I don't really have a strong case. The strongest case seems to be the
cargo cult.
Let me make a slightly stronger argument for the MPL 2.0 approach, which
(in copyleft-next language) triggers when there is litigation against
the *Covered
Work* rather than *My Work*. This was a deliberate choice to protect an
entire community of collaborators, not just the bigger players who are most
likely to be involved in gameable/intense patent litigation.
Whether that makes a large practical difference is unclear, but two data
points:
(1) I'm aware of one substantial patent owner and litigator who has
declared they will not accept MPL 2 because they want to reserve the right
to litigate broadly.

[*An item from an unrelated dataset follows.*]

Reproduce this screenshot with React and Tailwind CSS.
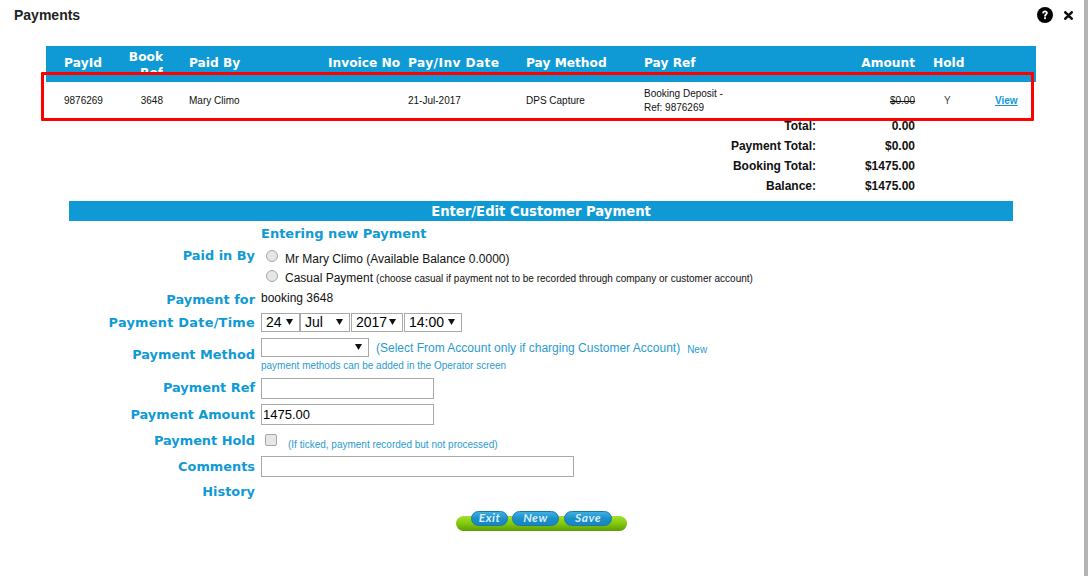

They asked Mozilla to narrow the language pre-release;
Mozilla declined.
(2) I'm aware of a (fairly substantial) litigation which might not have
been brought had the MPL 2-style broader defensive clause been in place,
because the much broader termination (including copyrights, and from all
contributors) would have changed the cost-benefit analysis.
I'm not sure that's a hugely persuasive argument overall, so perhaps
cutting it from copyleft-next is reasonable, but IMNSHO MPL-2-style is at
least much more defensible than (say) the Apache License language.